**The task**
Keep only the lines where "React" appears.

**Recorded information**
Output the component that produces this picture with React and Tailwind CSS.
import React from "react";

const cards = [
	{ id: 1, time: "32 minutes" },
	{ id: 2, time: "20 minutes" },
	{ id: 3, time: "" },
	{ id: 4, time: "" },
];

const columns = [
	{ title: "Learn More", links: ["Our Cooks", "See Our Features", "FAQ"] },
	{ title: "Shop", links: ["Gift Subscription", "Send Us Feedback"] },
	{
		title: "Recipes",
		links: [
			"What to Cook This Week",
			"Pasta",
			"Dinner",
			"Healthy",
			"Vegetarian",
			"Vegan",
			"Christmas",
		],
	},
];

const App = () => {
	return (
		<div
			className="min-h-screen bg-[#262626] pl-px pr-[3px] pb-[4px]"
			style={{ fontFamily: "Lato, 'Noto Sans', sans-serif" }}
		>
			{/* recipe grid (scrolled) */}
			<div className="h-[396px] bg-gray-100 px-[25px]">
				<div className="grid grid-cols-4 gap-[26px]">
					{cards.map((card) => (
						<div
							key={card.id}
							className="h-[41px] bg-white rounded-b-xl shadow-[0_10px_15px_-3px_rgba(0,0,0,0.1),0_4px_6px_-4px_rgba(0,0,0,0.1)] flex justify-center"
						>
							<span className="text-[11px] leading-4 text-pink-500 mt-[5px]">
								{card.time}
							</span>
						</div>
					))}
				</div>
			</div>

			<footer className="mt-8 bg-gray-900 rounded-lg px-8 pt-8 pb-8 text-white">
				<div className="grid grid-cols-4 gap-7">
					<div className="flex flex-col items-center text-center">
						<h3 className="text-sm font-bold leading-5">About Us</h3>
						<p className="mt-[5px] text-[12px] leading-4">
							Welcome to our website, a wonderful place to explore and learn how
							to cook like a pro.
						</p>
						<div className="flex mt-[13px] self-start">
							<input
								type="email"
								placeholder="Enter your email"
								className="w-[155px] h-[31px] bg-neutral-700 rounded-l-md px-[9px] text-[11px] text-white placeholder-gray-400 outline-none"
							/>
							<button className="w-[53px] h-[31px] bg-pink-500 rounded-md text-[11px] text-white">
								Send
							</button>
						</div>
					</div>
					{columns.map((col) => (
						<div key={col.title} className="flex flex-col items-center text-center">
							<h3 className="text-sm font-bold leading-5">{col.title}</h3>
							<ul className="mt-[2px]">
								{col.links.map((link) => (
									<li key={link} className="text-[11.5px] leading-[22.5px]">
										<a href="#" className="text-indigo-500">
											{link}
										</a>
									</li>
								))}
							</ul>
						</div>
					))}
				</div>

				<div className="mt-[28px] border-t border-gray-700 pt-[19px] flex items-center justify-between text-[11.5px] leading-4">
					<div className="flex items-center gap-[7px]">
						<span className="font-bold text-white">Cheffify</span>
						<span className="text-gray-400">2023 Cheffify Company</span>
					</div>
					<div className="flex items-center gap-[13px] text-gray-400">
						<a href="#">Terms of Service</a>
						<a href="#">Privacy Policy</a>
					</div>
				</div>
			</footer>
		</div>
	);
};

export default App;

* * *

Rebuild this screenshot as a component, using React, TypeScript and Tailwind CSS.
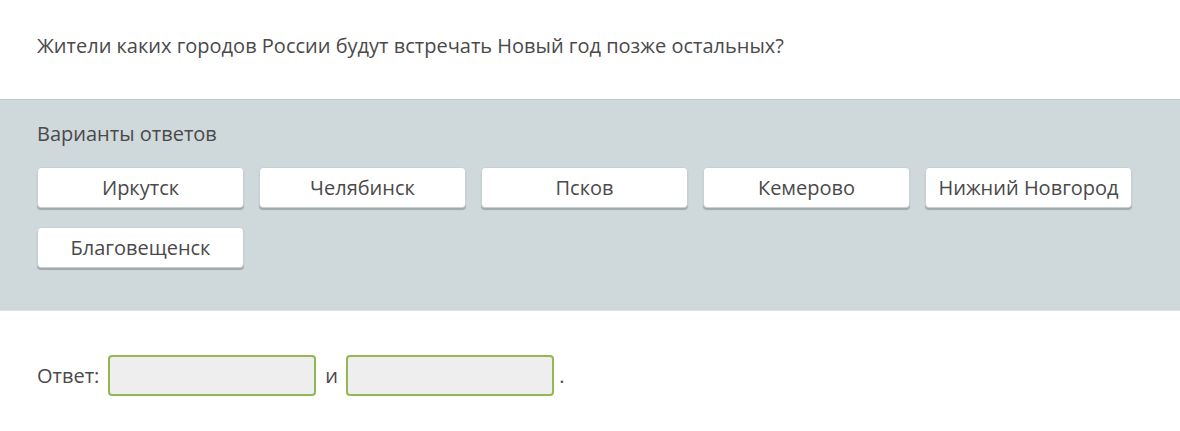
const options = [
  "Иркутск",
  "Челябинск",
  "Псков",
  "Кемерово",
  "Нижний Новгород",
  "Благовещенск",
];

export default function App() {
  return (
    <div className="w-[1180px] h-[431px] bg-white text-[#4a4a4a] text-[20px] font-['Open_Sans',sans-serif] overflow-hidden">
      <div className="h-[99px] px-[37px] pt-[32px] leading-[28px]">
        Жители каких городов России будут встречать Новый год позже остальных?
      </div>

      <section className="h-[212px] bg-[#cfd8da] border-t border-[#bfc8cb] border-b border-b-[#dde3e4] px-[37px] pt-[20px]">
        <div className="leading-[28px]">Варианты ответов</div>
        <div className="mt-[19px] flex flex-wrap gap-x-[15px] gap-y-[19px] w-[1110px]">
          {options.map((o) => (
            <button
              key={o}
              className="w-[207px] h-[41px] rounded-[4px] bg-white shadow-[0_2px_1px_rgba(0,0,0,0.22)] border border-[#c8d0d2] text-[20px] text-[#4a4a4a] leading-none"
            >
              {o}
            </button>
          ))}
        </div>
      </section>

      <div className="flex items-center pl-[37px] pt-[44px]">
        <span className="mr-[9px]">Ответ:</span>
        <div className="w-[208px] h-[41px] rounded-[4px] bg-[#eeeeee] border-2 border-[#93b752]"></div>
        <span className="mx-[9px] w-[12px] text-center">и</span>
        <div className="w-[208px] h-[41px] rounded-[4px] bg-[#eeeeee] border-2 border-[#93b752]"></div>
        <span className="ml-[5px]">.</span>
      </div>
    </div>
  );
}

**Reply**
Output the component that produces this picture with React and Tailwind CSS.
import React from "react";
Rebuild this screenshot as a component, using React, TypeScript and Tailwind CSS.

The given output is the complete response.